Through your yearlong Christian service, I think you have come to a profound respect for justice, you work for it. You DO justice. In addition to your yearlong Tuesday morning requirements, about 40% of you even took the entire third trimester to dedicate your week to full-time Christian service. Many of you also have been very active in Catalyst where you do justice without getting any credit for it. You all have seen areas where we as a society, as a country, as individuals might fail to act justly towards all. Undoubtedly, this has shaped you in powerful ways.
Of course justice isn't just about caring for the poor or disadvantaged. It is also about dealing with others in just ways in business, in politics, in relationships. In this big city, I've heard too many stories where people act in unscrupulous ways to get ahead or to get an advantage. Are you committed to acting justly? What does that mean as you leave this enclave in the Upper East Side? I've been delighted to see that while you are each competitive, it is generally focused on competing against yourself, not competing against a classmate. I hope you continue that attitude as you go on to colleges, some of which may be far more “cut throat” than was Regis. Continue to do justice in all your years ahead.
The second requirement is more than simply a separate, second command. It builds on the first. Love goodness is about a relationship with God. Some commentators indicate that this requirement to love goodness or kindness refers to a devotion to loyalty, to the practice of steadfast love – describing a depth, an intimacy of the love between God and his people. It’s all about relationship. You will sometimes see this line translated as: “Love tenderly” which could be construed as something beyond the relationship between God and us.
Do you love tenderly? I’m not talking about loving passionately in a romantic way. It’s about tenderness. And it’s still about relationships. Is there a tenderness in your relationship with your parents? With your siblings? As you grow into an adult – and looking to enjoy the privileges that may be bestowed with Saturday’s graduation – can you think about your relationships with your family in terms of goodness and kindness and tenderness? I find it a great image for my relationships – is there an element of tenderness to them?
And finally, Micah quotes God as asking for us to “walk humbly with your God.” Now, any Jesuit who says anything about humility is probably not speaking from personal experience, but I hope you can get the idea. Another great image. And perhaps the most important.
After four years of hard work at Regis. Four years of commuting, of writing papers, taking tests, winning speech and debate contests and a large variety of athletic games (and congratulations on yesterday’s Volleyball City Championship!), after all this, and after running the gauntlet of the college admissions process, you leave here ready to conquer the world. In fact, in Jesuit circles we often quote St. Ignatius who ended his letters to Jesuits in the missions with “go, set the world on fire!” And I hope you do! I also hope you realize that what you do, you don’t do on your own. Certainly, you worked hard to get here. Certainly, you have talents and gifts. Certainly, you have been and are likely to be successful. But remember Micah. Walk humbly with your God.

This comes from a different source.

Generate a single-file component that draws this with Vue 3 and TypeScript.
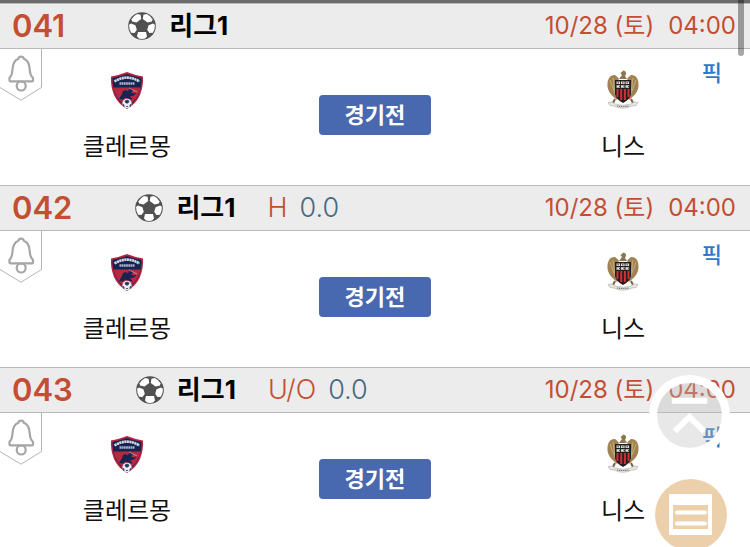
<script setup lang="ts">
interface Match {
  no: string
  league: string
  kind?: string
  line?: string
  date: string
  time: string
  home: string
  away: string
  status: string
}

const shared = {
  league: '리그1',
  date: '10/28 (토)',
  time: '04:00',
  home: '클레르몽',
  away: '니스',
  status: '경기전',
}

const matches: Match[] = [
  { no: '041', ...shared },
  { no: '042', kind: 'H', line: '0.0', ...shared },
  { no: '043', kind: 'U/O', line: '0.0', ...shared },
]

function toTop(): void {
  window.scrollTo({ top: 0, behavior: 'smooth' })
}
</script>

<template>
  <main class="page">
    <section v-for="m in matches" :key="m.no" class="match">
      <header class="head">
        <span class="no">{{ m.no }}</span>
        <svg class="ball" viewBox="0 0 28 28" aria-hidden="true">
          <circle cx="14" cy="14" r="13.8" fill="#515151" />
          <g fill="#fff">
            <path d="M3.600 7.200Q5.500 3.500 9.200 1.900l3.400.9.600 4.200-4.700 3.600-4.500-1.200Z" />
            <path d="M24.400 7.200q-1.900-3.700-5.600-5.300l-3.400.9-.6 4.200 4.700 3.600 4.500-1.200Z" />
            <path d="m1.100 12.700 1.900-1.200 4.400 1.700 1.400 4.600-2.200 3.200-3.500-.3Q.9 17 1.100 12.700Z" />
            <path d="m26.900 12.700-1.900-1.200-4.400 1.700-1.400 4.600 2.200 3.200 3.500-.3q2.200-3.700 2-8Z" />
            <path d="M10 20h8l1 4.600-1.900 2q-3.100.8-6.200 0L9 24.600Z" />
          </g>
        </svg>
        <strong class="league">{{ m.league }}</strong>
        <span v-if="m.kind" class="odds"><span class="kind">{{ m.kind }}</span>{{ m.line }}</span>
        <time class="when"><span>{{ m.date }}</span><span>{{ m.time }}</span></time>
      </header>

      <div class="body">
        <button class="alarm" type="button" aria-label="알림">
          <svg viewBox="0 0 42 52" fill="none" stroke="#a6a6a6">
            <path d="M41.500 0v38.500L21 51.200 0 38.500" stroke="#b4b4b4" />
            <path
              d="M9.500 31.500v-2.700c2.200-2 2.700-3.800 2.900-7.800.3-6.200 1.600-9.800 6-11.300.3-1.300 1.200-2 2.700-2s2.400.7 2.700 2c4.400 1.500 5.700 5.100 6 11.300.2 4 .7 5.800 3.200 7.800v2.700c0 .5-.4.800-.9.800H10.400c-.5 0-.9-.3-.9-.8Z"
              stroke-width="2.200"
            />
            <circle cx="21.200" cy="37" r="4.500" stroke-width="2.200" />
          </svg>
        </button>

        <div class="team">
          <svg class="crest" viewBox="0 0 40 40" aria-hidden="true">
            <path d="M4 6.500Q12.500 5 20 2q7.500 3 16 4.500.6 9.500-3 18.500-4 9-13 14-9-5-13-14-3.600-9-3-18.500Z" fill="#b5243f" />
            <path d="M5.500 8Q13 6.500 20 4q7 2.500 14.500 4 .3 8.500-3 16.500-3.500 8-11.500 12.700Q12 32.500 8.500 24.500 5.200 16.500 5.500 8Z" fill="#182450" />
            <path d="M6.500 17.500h27q-1 5-3.500 9.300-3.300 5.700-10 9.200-6.700-3.500-10-9.200-2.500-4.300-3.500-9.300Z" fill="#b52a42" />
            <path d="M7.500 11.500Q14 7.600 20 7.600t12.500 3.900" fill="none" stroke="#d3d8e4" stroke-width="2.600" stroke-dasharray="2.200 .4" />
            <path d="M12.500 13.500h15" stroke="#aab3c8" stroke-width="2.400" stroke-dasharray="1.800 .4" />
            <path d="m12 29 3-5 1-3 3-1 2 1.500 1-3h3l1 2-2 2 3 1 3-1-3 3-4 1 3 3-5-1-3-1-2 2Z" fill="#182450" />
            <path d="m22 18 8 4" stroke="#d9a2ad" stroke-width=".8" />
            <circle cx="20" cy="33.500" r="4.700" fill="#e9edf3" />
            <path d="m18 31 2-1 2 1-1 2h-2Zm-2.500 3 1.500 1v2m7.500-3-1.500 1v2m-4-.5h2" fill="#26335c" stroke="#26335c" stroke-width=".8" />
          </svg>
          <span class="name">{{ m.home }}</span>
        </div>

        <div class="state"><button type="button" class="status">{{ m.status }}</button></div>

        <div class="team">
          <svg class="crest" viewBox="0 0 40 40" aria-hidden="true">
            <path d="m19 5-1.500-2 3-2.500 2 1 .7 2-1.200 2.500 2 3h-8Z" fill="#8a7752" />
            <path d="M15.500 8 12 5Q6 4.500 4.600 12q-1 8 3.900 13l5.500 5L17 24Z" fill="#a08350" />
            <path d="m24.500 8 3.500-3q6-.5 7.400 7 1 8-3.900 13L26 30l-3-6Z" fill="#a08350" />
            <path d="m7 10 4 11m-1-13 2 16m21-14-4 11m1-13-2 16" stroke="#c5ac7c" stroke-width="1" />
            <path d="M12 10h16v14q-1.500 6-8 9-6.500-3-8-9Z" fill="#241d1e" />
            <path d="M14.500 19v8m3.700-8v11m3.700-11v11m3.600-11v8" stroke="#d02f39" stroke-width="2" />
            <path d="M13.500 12.800h13M13.500 16.600h13" stroke="#e2e1da" stroke-width="2.500" stroke-dasharray="3.600 .9" />
            <path d="M14.500 12.800h1.500m3 0h1.500m3 0h1.500m-9 3.800h1.500m3 0h1.500m3 0h1" stroke="#3e393a" />
            <path d="m12 29-2 4m18-4 2 4" stroke="#79633d" stroke-width="2" />
            <path d="m5 32.500 4-.5 3 2q8 2.600 16 0l3-2 4 .5-2 3-4 .5q-9 4.500-18 0l-4-.5Z" fill="#e5e4e1" stroke="#b7b5b1" stroke-width=".7" />
            <path d="M14 36q6 1 12 0" stroke="#77736e" stroke-width="1.200" stroke-dasharray="1.200 .7" fill="none" />
          </svg>
          <span class="name">{{ m.away }}</span>
        </div>

        <a class="pick" href="#pick">픽</a>
      </div>
    </section>

    <div class="thumb" aria-hidden="true"></div>

    <button class="fab top" type="button" aria-label="맨 위로" @click="toTop">
      <svg viewBox="0 0 66 66" fill="none" stroke="#fff" stroke-width="6">
        <path d="M15 18h36" />
        <path d="m18 49 15-14.500L48 49" />
      </svg>
    </button>
    <button class="fab note" type="button" aria-label="목록">
      <svg viewBox="0 0 72 72">
        <path d="M14 15h43v41H14Z" fill="#fff" />
        <path d="M18 26h35v24H18Z" fill="#ecd0ac" />
        <path d="M22 33.500h28M22 44.500h28" stroke="#fff" stroke-width="4" stroke-linecap="round" />
      </svg>
    </button>
  </main>
</template>

<style>
body {
  background: #fff;
}
</style>

<style scoped>
.page {
  height: 100vh;
  overflow: hidden;
  box-sizing: border-box;
  border-top: 3px solid #6b6b6b;
  font-family: Inter, "Noto Sans CJK KR", sans-serif;
  color: #111;
}

button {
  padding: 0;
  border: 0;
  background: none;
  font: inherit;
  cursor: pointer;
}

svg {
  display: block;
}

.head {
  display: flex;
  align-items: center;
  box-sizing: border-box;
  height: 46px;
  padding: 0 14px 0 12px;
  border: solid #b9b9b9;
  border-width: 1px 0;
  background: #ececec;
  color: #c34f33;
  line-height: 36px;
  white-space: nowrap;
}

.no {
  font-size: 31px;
  font-weight: 600;
}

.ball {
  width: 28px;
  height: 28px;
  margin: 0 13px 0 63px;
}

.league {
  color: #000;
  font-size: 26px;
  font-weight: 700;
}

.odds {
  display: flex;
  gap: 12px;
  margin-left: 32px;
  color: #476a7e;
  font-size: 27px;
  font-weight: 300;
}

.kind {
  color: #c34f33;
}

.when {
  display: flex;
  align-items: baseline;
  gap: 14px;
  margin-left: auto;
  font-size: 24px;
}

.body {
  position: relative;
  display: grid;
  grid-template-columns: 21fr 20fr 21fr;
  height: 136px;
}

.alarm {
  position: absolute;
  top: 0;
  left: 0;
  width: 42px;
  height: 52px;
}

.team {
  display: flex;
  flex-direction: column;
  align-items: center;
  gap: 21px;
  padding-top: 21px;
}

.crest {
  width: 40px;
  height: 40px;
}

.name {
  font-size: 24px;
  line-height: 32px;
}

.state {
  display: flex;
  justify-content: center;
  align-items: flex-start;
  padding-top: 46px;
}

.status {
  width: 112px;
  height: 40px;
  border-radius: 4px;
  background: #4868b0;
  color: #fff;
  font-size: 22px;
  font-weight: 700;
  line-height: 40px;
}

.pick {
  position: absolute;
  top: 8px;
  right: 28px;
  color: #2f78c8;
  font-size: 22px;
  font-weight: 500;
  line-height: 32px;
  text-decoration: none;
}

.thumb {
  position: absolute;
  top: 0;
  right: 6px;
  width: 6px;
  height: 56px;
  border-radius: 0 0 3px 3px;
  background: rgba(0, 0, 0, 0.35);
}

.fab {
  position: fixed;
  border-radius: 50%;
}

.top {
  right: 20px;
  bottom: 91px;
  width: 81px;
  height: 81px;
  border: 8px solid #fff;
  background: rgba(188, 188, 188, 0.35);
  background-clip: padding-box;
}

.note {
  right: 23px;
  bottom: -4px;
  width: 72px;
  height: 72px;
  background: #ecd0ac;
}
</style>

Remember that you start with gift. And Paul’s letter to the Corinthians reminds us that we all have different gifts. Gifts not deserved, gifts freely given, to be used in your lives as Men for Others. To walk humbly with our God is to realize where our talents come from, and there is role that we each are invited to be part of. Walk humbly with your God. And the rest follows.
Finally, the Gospel tonight is actually the reading for today, Thursday of the 7th week of Easter. It’s the 17th chapter of John. It’s Jesus’ last discourse at the Last Supper. And Jesus is at prayer. And his prayer for his disciples, is my prayer for you as we get ready to send you off. Put into my words, mimicking His: I pray not only for these (graduates), but also for those who will believe in our God through their word.

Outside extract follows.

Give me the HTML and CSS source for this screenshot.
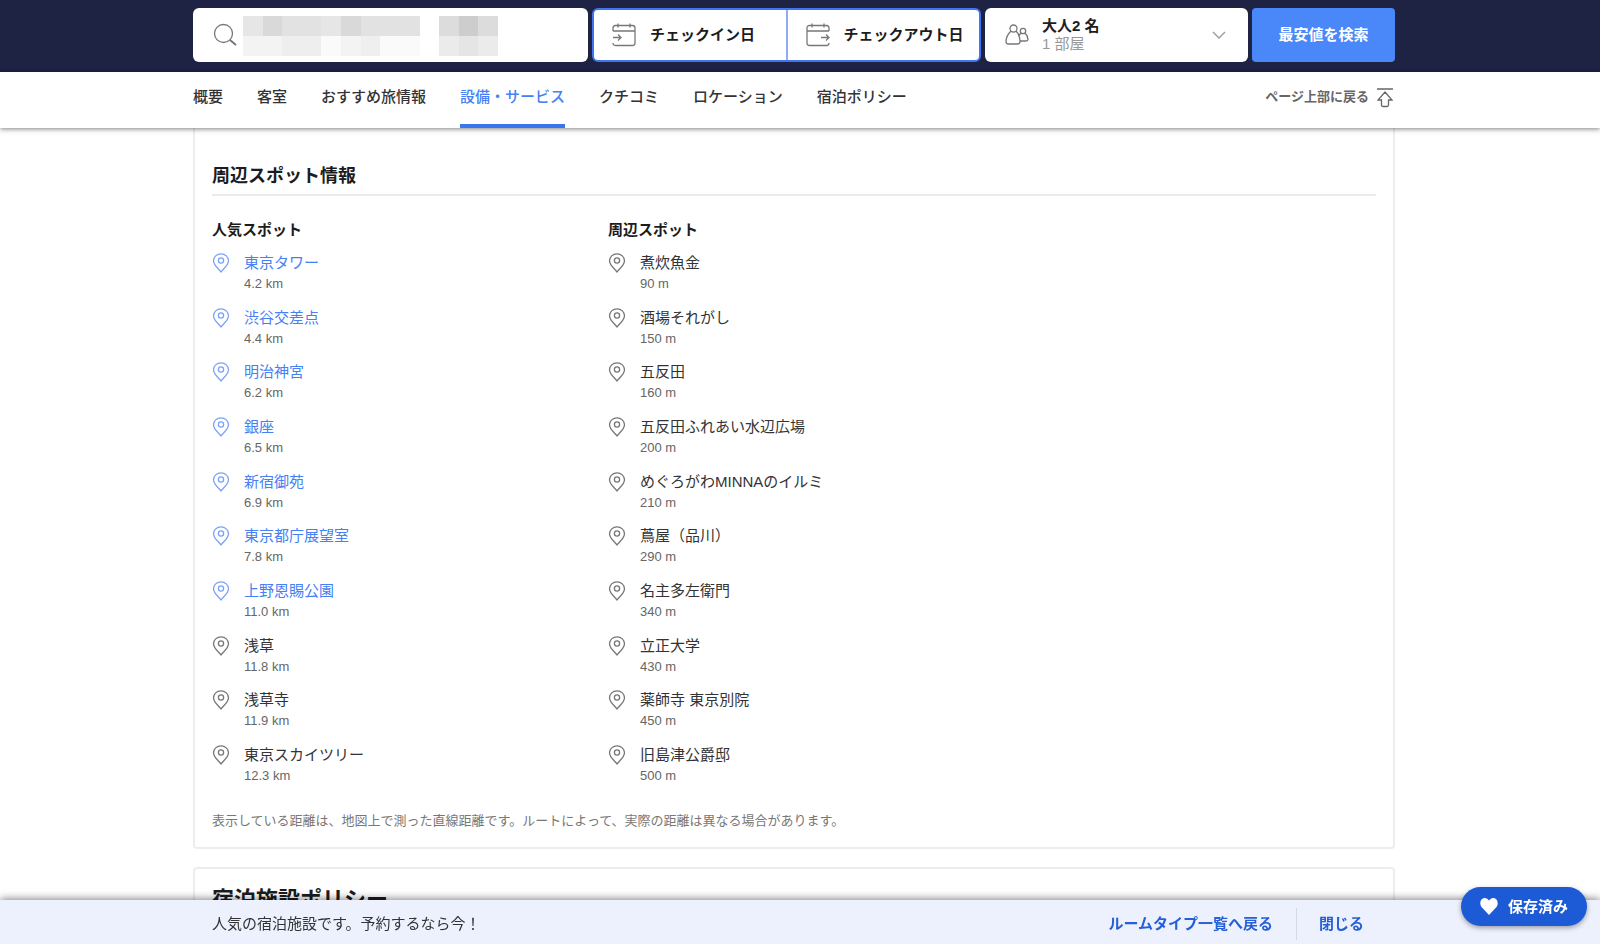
FILE: index.html
```html
<!DOCTYPE html>
<html lang="ja">
<head>
<meta charset="utf-8">
<meta name="viewport" content="width=device-width, initial-scale=1">
<title>周辺スポット情報</title>
<link rel="stylesheet" href="styles.css">
</head>
<body>
<svg class="sprite" aria-hidden="true">
  <symbol id="pin" viewBox="0 0 18 20"><path d="M9 19C7 16 1.500 12.500 1.500 7.800A7.500 7 0 0 1 16.500 7.800C16.500 12.500 11 16 9 19Z"/><circle cx="9" cy="7.500" r="2.600"/></symbol>
</svg>
<header class="top">
  <form class="wrap search">
    <label class="field place">
      <svg class="icon glass" viewBox="0 0 24 24" aria-hidden="true"><circle cx="10.500" cy="10.500" r="9"/><path d="M17 17l6 5" stroke-width="2"/></svg>
      <svg class="mosaic" viewBox="0 0 13 2" preserveAspectRatio="none" shape-rendering="crispEdges" aria-hidden="true">
        <path fill="#e2e2e2" d="M0 0h9v1H0z"/><path fill="#d9d9d9" d="M1 0h1v1H1zM5 0h1v1H5z"/><path fill="#e6e6e6" d="M0 0h1v1H0zM4 0h1v1H4z"/>
        <path fill="#f3f3f3" d="M0 1h2v1H0z"/><path fill="#eeeeee" d="M2 1h2v1H2z"/><path fill="#fafafa" d="M4 1h5v1H4z"/><path fill="#f3f3f3" d="M5 1h1v1H5z"/><path fill="#efefef" d="M6 1h1v1H6z"/>
        <path fill="#dcdcdc" d="M10 0h3v1h-3z"/><path fill="#cdcdcd" d="M11 0h1v1h-1z"/><path fill="#ebebeb" d="M10 1h3v1h-3z"/><path fill="#e5e5e5" d="M11 1h1v1h-1z"/>
      </svg>
      <input type="text" aria-label="目的地">
    </label>
    <div class="field dates">
      <button type="button" class="date">
        <svg class="icon" viewBox="0 0 24 24" aria-hidden="true"><path d="M1 8V5q0-2.500 2.500-2.500h17Q23 2.500 23 5v15q0 2.500-2.500 2.500h-17Q1 22.500 1 20M1 8h22M6 .5v4M18 .5v4M1 14.500h8M6 11.500l3 3-3 3"/></svg>
        チェックイン日
      </button>
      <button type="button" class="date">
        <svg class="icon" viewBox="0 0 24 24" aria-hidden="true"><path d="M23 8V5q0-2.500-2.500-2.500h-17Q1 2.500 1 5v15q0 2.500 2.500 2.500h17Q23 22.500 23 20M1 8h22M6 .5v4M18 .5v4M15 14.500h8M20 11.500l3 3-3 3"/></svg>
        チェックアウト日
      </button>
    </div>
    <button type="button" class="field guests">
      <svg class="icon" viewBox="0 0 24 24" aria-hidden="true"><circle cx="8.500" cy="5.500" r="3.500"/><path d="M6 8C3 11 1 15 1 18.500Q1 21 3.500 21h9q2.500 0 2.500-2.500C15 15 14 11 11 8"/><circle cx="18" cy="8" r="2.700"/><path d="M16 10l-2.500 3M20 10c2 2 3 4.500 3 6.500q0 1.500-2 1.500h-6"/></svg>
      <span class="party"><strong>大人2 名</strong><span>1 部屋</span></span>
      <svg class="chevron" viewBox="0 0 14 8" aria-hidden="true"><path d="M1 1l6 6 6-6"/></svg>
    </button>
    <button type="submit" class="go">最安値を検索</button>
  </form>
</header>
<nav class="tabs">
  <div class="wrap tabrow">
    <a href="#">概要</a><a href="#">客室</a><a href="#">おすすめ旅情報</a><a href="#" class="on">設備・サービス</a><a href="#">クチコミ</a><a href="#">ロケーション</a><a href="#">宿泊ポリシー</a>
    <a href="#" class="totop">ページ上部に戻る
      <svg viewBox="0 0 16 20" aria-hidden="true"><path d="M0 1h16M8 4l7 8h-3.500v5q0 1.500-1.500 1.500H6q-1.500 0-1.500-1.500v-5H1z"/></svg>
    </a>
  </div>
</nav>
<main>
  <div class="wrap cards">
    <section class="card spots">
      <h2>周辺スポット情報</h2>
      <div class="columns">
        <div>
          <h3>人気スポット</h3>
          <ul>
            <li class="link"><svg><use href="#pin"/></svg><a href="#">東京タワー</a><small>4.2 km</small></li>
            <li class="link"><svg><use href="#pin"/></svg><a href="#">渋谷交差点</a><small>4.4 km</small></li>
            <li class="link"><svg><use href="#pin"/></svg><a href="#">明治神宮</a><small>6.2 km</small></li>
            <li class="link"><svg><use href="#pin"/></svg><a href="#">銀座</a><small>6.5 km</small></li>
            <li class="link"><svg><use href="#pin"/></svg><a href="#">新宿御苑</a><small>6.9 km</small></li>
            <li class="link"><svg><use href="#pin"/></svg><a href="#">東京都庁展望室</a><small>7.8 km</small></li>
            <li class="link"><svg><use href="#pin"/></svg><a href="#">上野恩賜公園</a><small>11.0 km</small></li>
            <li><svg><use href="#pin"/></svg><span>浅草</span><small>11.8 km</small></li>
            <li><svg><use href="#pin"/></svg><span>浅草寺</span><small>11.9 km</small></li>
            <li><svg><use href="#pin"/></svg><span>東京スカイツリー</span><small>12.3 km</small></li>
          </ul>
        </div>
        <div>
          <h3>周辺スポット</h3>
          <ul>
            <li><svg><use href="#pin"/></svg><span>煮炊魚金</span><small>90 m</small></li>
            <li><svg><use href="#pin"/></svg><span>酒場それがし</span><small>150 m</small></li>
            <li><svg><use href="#pin"/></svg><span>五反田</span><small>160 m</small></li>
            <li><svg><use href="#pin"/></svg><span>五反田ふれあい水辺広場</span><small>200 m</small></li>
            <li><svg><use href="#pin"/></svg><span>めぐろがわMINNAのイルミ</span><small>210 m</small></li>
            <li><svg><use href="#pin"/></svg><span>蔦屋（品川）</span><small>290 m</small></li>
            <li><svg><use href="#pin"/></svg><span>名主多左衛門</span><small>340 m</small></li>
            <li><svg><use href="#pin"/></svg><span>立正大学</span><small>430 m</small></li>
            <li><svg><use href="#pin"/></svg><span>薬師寺 東京別院</span><small>450 m</small></li>
            <li><svg><use href="#pin"/></svg><span>旧島津公爵邸</span><small>500 m</small></li>
          </ul>
        </div>
      </div>
      <p class="note">表示している距離は、地図上で測った直線距離です。ルートによって、実際の距離は異なる場合があります。</p>
    </section>
    <section class="card policy">
      <h2>宿泊施設ポリシー</h2>
    </section>
  </div>
</main>
<footer class="bar">
  <div class="wrap barrow">
    <span>人気の宿泊施設です。予約するなら今！</span>
    <a href="#">ルームタイプ一覧へ戻る</a>
    <button type="button">閉じる</button>
  </div>
</footer>
<button type="button" class="saved">
  <svg viewBox="0 0 18 17" aria-hidden="true"><path d="M9 17L1.500 9C-1 5.500.5 0 5 0q2.500 0 4 2.500Q10.500 0 13 0c4.500 0 6 5.500 3.500 9z"/></svg>
  保存済み
</button>
</body>
</html>
```
FILE: styles.css
```css
* { box-sizing: border-box; }
body {
  margin: 0;
  height: 100vh;
  overflow: hidden;
  background: #fff;
  color: #333336;
  font: 15px/22px "Liberation Sans", "Noto Sans CJK JP", sans-serif;
}
.sprite { display: none; }
svg { flex: none; fill: none; stroke: currentColor; stroke-width: 1.3; }
a { color: inherit; text-decoration: none; }
button, input { font: inherit; color: inherit; border: 0; background: none; padding: 0; }
h2, h3, p, ul { margin: 0; padding: 0; }
.top, .tabs, .bar, main { display: flex; justify-content: center; padding-right: 12px; }
.wrap { width: 100%; max-width: 1202px; }

.top { background: #1e2243; padding-top: 8px; padding-bottom: 10px; }
.search { display: grid; grid-template-columns: minmax(0, 395fr) minmax(0, 389fr) minmax(0, 263fr) minmax(0, 143fr); gap: 4px; }
.field { height: 54px; display: flex; align-items: center; background: #fff; border-radius: 6px; }
.icon { width: 24px; height: 24px; color: #777; }
.place { padding-left: 20px; }
.mosaic { width: 255px; height: 40px; margin: 2px 0 0 6px; stroke: none; }
.place input { flex: 1; min-width: 0; outline: 0; }
.dates { border: 2px solid #3f76ee; align-items: stretch; overflow: hidden; }
.date { flex: 1 0 0; display: flex; align-items: center; gap: 14px; padding-left: 18px; font-weight: 700; color: #1c1c20; white-space: nowrap; }
.date + .date { border-left: 2px solid #8eabf5; }
.guests { gap: 13px; padding: 0 22px 0 20px; text-align: left; }
.party { flex: 1; line-height: 18px; color: #999; }
.party strong, .party span { display: block; }
.party strong { color: #1c1c20; }
.chevron { width: 14px; height: 8px; color: #999; }
.go { background: #4a87f8; color: #fff; font-weight: 700; border-radius: 4px; }

.tabs { position: relative; z-index: 1; background: #fff; box-shadow: 0 1px 5px rgba(0, 0, 0, .5); }
.tabrow { display: flex; gap: 34px; }
.tabrow a { height: 56px; padding-top: 14px; font-weight: 500; }
.tabrow .on { color: #4580f5; border-bottom: 4px solid #3a75ee; }
.tabrow .totop { margin-left: auto; display: flex; gap: 8px; padding-right: 2px; font-size: 13px; font-weight: 700; color: #666; }
.totop svg { width: 16px; height: 20px; margin-top: 2px; }

.cards { display: flex; flex-direction: column; gap: 18px; }
.card { border: 2px solid #ededee; border-radius: 4px; padding: 0 17px; }
.spots { border-top: 0; border-radius: 0 0 4px 4px; padding-top: 34px; padding-bottom: 14px; }
.spots h2 { font-size: 18px; line-height: 28px; padding-bottom: 4px; border-bottom: 2px solid #e9ebec; color: #1c1c20; }
.columns { display: grid; grid-template-columns: repeat(3, 1fr); column-gap: 24px; padding-top: 23px; }
.columns h3 { font-size: 15px; line-height: 22px; color: #1c1c20; }
ul { list-style: none; height: 534px; margin-top: 11px; display: flex; flex-direction: column; justify-content: space-between; }
li { display: grid; grid-template-columns: 18px 1fr; column-gap: 14px; line-height: 22px; }
li svg { width: 18px; height: 20px; margin-top: 1px; color: #777; }
li small { grid-column: 2; font-size: 13px; line-height: 20px; color: #666; }
.link a { color: #4580f5; }
.link svg { color: #7ba2f7; }
.note { margin-top: 23px; font-size: 13px; line-height: 24px; color: #777; }
.policy { padding-top: 15px; }
.policy h2 { font-size: 22px; line-height: 32px; color: #1c1c20; }

.bar { position: fixed; left: 0; right: 0; bottom: 0; z-index: 2; background: #edf1fd; box-shadow: 0 -1px 8px rgba(0, 0, 0, .5); }
.barrow { display: flex; align-items: center; height: 44px; padding: 4px 31px 0 19px; }
.barrow a { margin-left: auto; padding-right: 23px; border-right: 1px solid #d3d8e8; line-height: 32px; }
.barrow button { padding-left: 22px; }
.barrow a, .barrow button { color: #2660d8; font-weight: 700; }
.saved { position: fixed; right: 13px; bottom: 18px; z-index: 3; display: flex; align-items: center; gap: 10px; height: 39px; padding: 0 19px; border-radius: 20px; background: #1d5ad6; color: #fff; font-weight: 700; box-shadow: 0 2px 5px rgba(0, 0, 0, .35); }
.saved svg { width: 18px; height: 17px; fill: currentColor; stroke: none; }
```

I pray for you, but also for all that you will do as you go forth from Regis High School. You will make us proud.
Remember to be a Man for Others. Remember to:
Do justice.
To love goodness, kindness, tenderness.
To always walk humbly with your God.
May others come to know our God by what you say and do.
Thank you, and God bless you tonight, on Saturday, this summer, next year, and all the days of your lives. Amen.
June 1, 2017
St. Ignatius Church
New York, New York
Micah 6:8
You have been told, O mortal, what is good,
and what the LORD requires of you:
Only to do justice and to love goodness,
and to walk humbly with your God.
1 Cor 12:4-13
There are different kinds of spiritual gifts but the same Spirit;
there are different forms of service but the same Lord;
there are different workings but the same God who produces all of them in everyone.
To each individual the manifestation of the Spirit is given for some benefit.
To one is given through the Spirit the expression of wisdom; to another the expression of knowledge according to the same Spirit;
to another faith by the same Spirit; to another gifts of healing by the one Spirit;
to another mighty deeds; to another prophecy; to another discernment of spirits; to another varieties of tongues; to another interpretation of tongues.
But one and the same Spirit produces all of these, distributing them individually to each person as he wishes.
As a body is one though it has many parts, and all the parts of the body, though many, are one body, so also Christ.
For in one Spirit we were all baptized into one body, whether Jews or Greeks, slaves or free persons, and we were all given to drink of one Spirit.
John 17: 20- 26
“I pray not only for them, but also for those who will believe in me through their word,
so that they may all be one, as you, Father, are in me and I in you, that they also may be in us, that the world may believe that you sent me.
And I have given them the glory you gave me, so that they may be one, as we are one,
I in them and you in me, that they may be brought to perfection as one, that the world may know that you sent me, and that you loved them even as you loved me.
Father, they are your gift to me. I wish that where I am they also may be with me, that they may see my glory that you gave me, because you loved me before the foundation of the world.
Righteous Father, the world also does not know you, but I know you, and they know that you sent me.
I made known to them your name and I will make it known, that the love with which you loved me may be in them and I in them.”